**TO DO:** Print the data exactly, leaving nothing out.

**STORED DATA:**
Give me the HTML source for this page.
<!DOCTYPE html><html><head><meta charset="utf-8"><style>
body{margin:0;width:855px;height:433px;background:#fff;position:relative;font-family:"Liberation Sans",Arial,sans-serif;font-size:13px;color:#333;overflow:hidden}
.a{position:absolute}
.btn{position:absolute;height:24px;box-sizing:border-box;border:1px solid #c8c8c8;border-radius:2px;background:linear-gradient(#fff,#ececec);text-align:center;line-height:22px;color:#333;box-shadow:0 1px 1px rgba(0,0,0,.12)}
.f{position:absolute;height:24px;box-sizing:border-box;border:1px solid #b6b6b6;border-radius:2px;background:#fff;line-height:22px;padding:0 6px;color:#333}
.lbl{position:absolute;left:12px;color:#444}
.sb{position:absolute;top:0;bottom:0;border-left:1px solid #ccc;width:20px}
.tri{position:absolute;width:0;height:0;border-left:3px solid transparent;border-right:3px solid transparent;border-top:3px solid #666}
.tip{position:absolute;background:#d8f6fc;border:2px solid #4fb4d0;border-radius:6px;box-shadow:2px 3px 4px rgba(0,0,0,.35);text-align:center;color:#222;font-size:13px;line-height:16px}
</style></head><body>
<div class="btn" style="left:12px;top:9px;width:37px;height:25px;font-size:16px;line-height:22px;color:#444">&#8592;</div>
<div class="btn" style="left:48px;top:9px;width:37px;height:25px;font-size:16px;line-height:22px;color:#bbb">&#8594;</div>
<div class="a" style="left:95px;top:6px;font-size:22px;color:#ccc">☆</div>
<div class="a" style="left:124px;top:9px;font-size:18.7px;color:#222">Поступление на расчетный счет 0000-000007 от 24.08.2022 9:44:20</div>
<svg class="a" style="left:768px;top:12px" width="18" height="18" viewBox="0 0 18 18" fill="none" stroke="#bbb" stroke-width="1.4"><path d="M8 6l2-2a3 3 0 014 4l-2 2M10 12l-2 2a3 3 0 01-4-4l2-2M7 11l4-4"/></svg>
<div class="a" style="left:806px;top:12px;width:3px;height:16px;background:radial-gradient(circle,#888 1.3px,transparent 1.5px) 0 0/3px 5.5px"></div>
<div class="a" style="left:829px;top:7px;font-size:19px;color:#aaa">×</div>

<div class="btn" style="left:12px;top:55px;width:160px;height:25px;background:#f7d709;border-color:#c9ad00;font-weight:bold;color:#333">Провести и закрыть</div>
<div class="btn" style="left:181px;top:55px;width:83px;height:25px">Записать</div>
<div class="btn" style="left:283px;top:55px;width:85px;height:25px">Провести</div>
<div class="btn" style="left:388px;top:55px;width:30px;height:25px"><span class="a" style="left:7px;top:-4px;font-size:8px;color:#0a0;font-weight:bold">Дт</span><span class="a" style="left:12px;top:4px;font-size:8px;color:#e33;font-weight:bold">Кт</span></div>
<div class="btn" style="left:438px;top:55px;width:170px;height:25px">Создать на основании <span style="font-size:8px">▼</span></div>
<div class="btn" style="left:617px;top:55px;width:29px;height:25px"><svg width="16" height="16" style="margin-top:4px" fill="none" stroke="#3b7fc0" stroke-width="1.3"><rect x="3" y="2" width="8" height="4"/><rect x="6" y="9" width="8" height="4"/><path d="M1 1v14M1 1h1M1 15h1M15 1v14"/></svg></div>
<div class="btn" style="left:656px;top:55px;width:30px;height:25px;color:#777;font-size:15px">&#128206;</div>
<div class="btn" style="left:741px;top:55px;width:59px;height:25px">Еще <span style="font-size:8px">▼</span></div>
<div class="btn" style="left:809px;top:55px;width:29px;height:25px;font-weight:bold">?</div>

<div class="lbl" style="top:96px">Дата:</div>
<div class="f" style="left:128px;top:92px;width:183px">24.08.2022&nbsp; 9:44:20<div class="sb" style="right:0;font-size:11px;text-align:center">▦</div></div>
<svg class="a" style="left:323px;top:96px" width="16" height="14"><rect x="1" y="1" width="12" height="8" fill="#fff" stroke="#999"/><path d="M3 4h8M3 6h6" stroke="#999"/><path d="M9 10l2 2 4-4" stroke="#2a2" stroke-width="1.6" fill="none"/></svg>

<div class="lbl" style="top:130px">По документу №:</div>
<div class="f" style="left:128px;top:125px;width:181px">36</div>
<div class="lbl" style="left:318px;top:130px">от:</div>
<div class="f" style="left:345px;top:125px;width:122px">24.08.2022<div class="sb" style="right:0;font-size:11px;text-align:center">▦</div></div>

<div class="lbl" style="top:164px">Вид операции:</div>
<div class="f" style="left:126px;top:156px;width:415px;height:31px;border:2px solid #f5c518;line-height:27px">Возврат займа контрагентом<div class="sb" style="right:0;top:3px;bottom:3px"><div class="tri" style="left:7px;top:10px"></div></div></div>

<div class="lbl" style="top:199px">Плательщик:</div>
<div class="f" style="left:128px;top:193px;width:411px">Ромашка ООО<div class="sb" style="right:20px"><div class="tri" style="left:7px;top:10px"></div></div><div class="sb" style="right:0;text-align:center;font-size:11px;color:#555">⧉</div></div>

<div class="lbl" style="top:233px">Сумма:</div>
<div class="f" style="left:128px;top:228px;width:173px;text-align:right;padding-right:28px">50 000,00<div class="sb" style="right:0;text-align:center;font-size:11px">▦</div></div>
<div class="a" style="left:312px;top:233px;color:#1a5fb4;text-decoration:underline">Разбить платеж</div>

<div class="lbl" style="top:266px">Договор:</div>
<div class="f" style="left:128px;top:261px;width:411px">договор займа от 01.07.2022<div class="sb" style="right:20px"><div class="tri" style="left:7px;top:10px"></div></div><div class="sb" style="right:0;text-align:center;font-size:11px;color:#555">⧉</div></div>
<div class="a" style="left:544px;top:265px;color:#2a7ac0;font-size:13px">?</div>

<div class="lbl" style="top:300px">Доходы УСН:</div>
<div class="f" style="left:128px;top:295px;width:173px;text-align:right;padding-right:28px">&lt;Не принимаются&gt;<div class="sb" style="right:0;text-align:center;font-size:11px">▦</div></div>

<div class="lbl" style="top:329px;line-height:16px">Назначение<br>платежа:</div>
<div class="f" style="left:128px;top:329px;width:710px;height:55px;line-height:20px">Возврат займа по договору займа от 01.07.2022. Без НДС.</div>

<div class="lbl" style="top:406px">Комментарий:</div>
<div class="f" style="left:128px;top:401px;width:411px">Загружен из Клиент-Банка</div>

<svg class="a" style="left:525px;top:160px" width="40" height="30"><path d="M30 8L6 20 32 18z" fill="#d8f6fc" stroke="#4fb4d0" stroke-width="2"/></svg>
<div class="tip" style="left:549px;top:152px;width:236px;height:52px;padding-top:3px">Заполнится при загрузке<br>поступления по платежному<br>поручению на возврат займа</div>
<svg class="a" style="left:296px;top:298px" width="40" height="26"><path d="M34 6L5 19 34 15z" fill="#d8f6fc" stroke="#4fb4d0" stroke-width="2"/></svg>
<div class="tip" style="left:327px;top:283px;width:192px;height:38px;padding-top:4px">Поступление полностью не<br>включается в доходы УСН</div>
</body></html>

**FINISHED ANSWER:**
Give me the HTML source for this page.
<!DOCTYPE html><html><head><meta charset="utf-8"><style>
body{margin:0;width:855px;height:433px;background:#fff;position:relative;font-family:"Liberation Sans",Arial,sans-serif;font-size:13px;color:#333;overflow:hidden}
.a{position:absolute}
.btn{position:absolute;height:24px;box-sizing:border-box;border:1px solid #c8c8c8;border-radius:2px;background:linear-gradient(#fff,#ececec);text-align:center;line-height:22px;color:#333;box-shadow:0 1px 1px rgba(0,0,0,.12)}
.f{position:absolute;height:24px;box-sizing:border-box;border:1px solid #b6b6b6;border-radius:2px;background:#fff;line-height:22px;padding:0 6px;color:#333}
.lbl{position:absolute;left:12px;color:#444}
.sb{position:absolute;top:0;bottom:0;border-left:1px solid #ccc;width:20px}
.tri{position:absolute;width:0;height:0;border-left:3px solid transparent;border-right:3px solid transparent;border-top:3px solid #666}
.tip{position:absolute;background:#d8f6fc;border:2px solid #4fb4d0;border-radius:6px;box-shadow:2px 3px 4px rgba(0,0,0,.35);text-align:center;color:#222;font-size:13px;line-height:16px}
</style></head><body>
<div class="btn" style="left:12px;top:9px;width:37px;height:25px;font-size:16px;line-height:22px;color:#444">&#8592;</div>
<div class="btn" style="left:48px;top:9px;width:37px;height:25px;font-size:16px;line-height:22px;color:#bbb">&#8594;</div>
<div class="a" style="left:95px;top:6px;font-size:22px;color:#ccc">☆</div>
<div class="a" style="left:124px;top:9px;font-size:18.7px;color:#222">Поступление на расчетный счет 0000-000007 от 24.08.2022 9:44:20</div>
<svg class="a" style="left:768px;top:12px" width="18" height="18" viewBox="0 0 18 18" fill="none" stroke="#bbb" stroke-width="1.4"><path d="M8 6l2-2a3 3 0 014 4l-2 2M10 12l-2 2a3 3 0 01-4-4l2-2M7 11l4-4"/></svg>
<div class="a" style="left:806px;top:12px;width:3px;height:16px;background:radial-gradient(circle,#888 1.3px,transparent 1.5px) 0 0/3px 5.5px"></div>
<div class="a" style="left:829px;top:7px;font-size:19px;color:#aaa">×</div>

<div class="btn" style="left:12px;top:55px;width:160px;height:25px;background:#f7d709;border-color:#c9ad00;font-weight:bold;color:#333">Провести и закрыть</div>
<div class="btn" style="left:181px;top:55px;width:83px;height:25px">Записать</div>
<div class="btn" style="left:283px;top:55px;width:85px;height:25px">Провести</div>
<div class="btn" style="left:388px;top:55px;width:30px;height:25px"><span class="a" style="left:7px;top:-4px;font-size:8px;color:#0a0;font-weight:bold">Дт</span><span class="a" style="left:12px;top:4px;font-size:8px;color:#e33;font-weight:bold">Кт</span></div>
<div class="btn" style="left:438px;top:55px;width:170px;height:25px">Создать на основании <span style="font-size:8px">▼</span></div>
<div class="btn" style="left:617px;top:55px;width:29px;height:25px"><svg width="16" height="16" style="margin-top:4px" fill="none" stroke="#3b7fc0" stroke-width="1.3"><rect x="3" y="2" width="8" height="4"/><rect x="6" y="9" width="8" height="4"/><path d="M1 1v14M1 1h1M1 15h1M15 1v14"/></svg></div>
<div class="btn" style="left:656px;top:55px;width:30px;height:25px;color:#777;font-size:15px">&#128206;</div>
<div class="btn" style="left:741px;top:55px;width:59px;height:25px">Еще <span style="font-size:8px">▼</span></div>
<div class="btn" style="left:809px;top:55px;width:29px;height:25px;font-weight:bold">?</div>

<div class="lbl" style="top:96px">Дата:</div>
<div class="f" style="left:128px;top:92px;width:183px">24.08.2022&nbsp; 9:44:20<div class="sb" style="right:0;font-size:11px;text-align:center">▦</div></div>
<svg class="a" style="left:323px;top:96px" width="16" height="14"><rect x="1" y="1" width="12" height="8" fill="#fff" stroke="#999"/><path d="M3 4h8M3 6h6" stroke="#999"/><path d="M9 10l2 2 4-4" stroke="#2a2" stroke-width="1.6" fill="none"/></svg>

<div class="lbl" style="top:130px">По документу №:</div>
<div class="f" style="left:128px;top:125px;width:181px">36</div>
<div class="lbl" style="left:318px;top:130px">от:</div>
<div class="f" style="left:345px;top:125px;width:122px">24.08.2022<div class="sb" style="right:0;font-size:11px;text-align:center">▦</div></div>

<div class="lbl" style="top:164px">Вид операции:</div>
<div class="f" style="left:126px;top:156px;width:415px;height:31px;border:2px solid #f5c518;line-height:27px">Возврат займа контрагентом<div class="sb" style="right:0;top:3px;bottom:3px"><div class="tri" style="left:7px;top:10px"></div></div></div>

<div class="lbl" style="top:199px">Плательщик:</div>
<div class="f" style="left:128px;top:193px;width:411px">Ромашка ООО<div class="sb" style="right:20px"><div class="tri" style="left:7px;top:10px"></div></div><div class="sb" style="right:0;text-align:center;font-size:11px;color:#555">⧉</div></div>

<div class="lbl" style="top:233px">Сумма:</div>
<div class="f" style="left:128px;top:228px;width:173px;text-align:right;padding-right:28px">50 000,00<div class="sb" style="right:0;text-align:center;font-size:11px">▦</div></div>
<div class="a" style="left:312px;top:233px;color:#1a5fb4;text-decoration:underline">Разбить платеж</div>

<div class="lbl" style="top:266px">Договор:</div>
<div class="f" style="left:128px;top:261px;width:411px">договор займа от 01.07.2022<div class="sb" style="right:20px"><div class="tri" style="left:7px;top:10px"></div></div><div class="sb" style="right:0;text-align:center;font-size:11px;color:#555">⧉</div></div>
<div class="a" style="left:544px;top:265px;color:#2a7ac0;font-size:13px">?</div>

<div class="lbl" style="top:300px">Доходы УСН:</div>
<div class="f" style="left:128px;top:295px;width:173px;text-align:right;padding-right:28px">&lt;Не принимаются&gt;<div class="sb" style="right:0;text-align:center;font-size:11px">▦</div></div>

<div class="lbl" style="top:329px;line-height:16px">Назначение<br>платежа:</div>
<div class="f" style="left:128px;top:329px;width:710px;height:55px;line-height:20px">Возврат займа по договору займа от 01.07.2022. Без НДС.</div>

<div class="lbl" style="top:406px">Комментарий:</div>
<div class="f" style="left:128px;top:401px;width:411px">Загружен из Клиент-Банка</div>

<svg class="a" style="left:525px;top:160px" width="40" height="30"><path d="M30 8L6 20 32 18z" fill="#d8f6fc" stroke="#4fb4d0" stroke-width="2"/></svg>
<div class="tip" style="left:549px;top:152px;width:236px;height:52px;padding-top:3px">Заполнится при загрузке<br>поступления по платежному<br>поручению на возврат займа</div>
<svg class="a" style="left:296px;top:298px" width="40" height="26"><path d="M34 6L5 19 34 15z" fill="#d8f6fc" stroke="#4fb4d0" stroke-width="2"/></svg>
<div class="tip" style="left:327px;top:283px;width:192px;height:38px;padding-top:4px">Поступление полностью не<br>включается в доходы УСН</div>
</body></html>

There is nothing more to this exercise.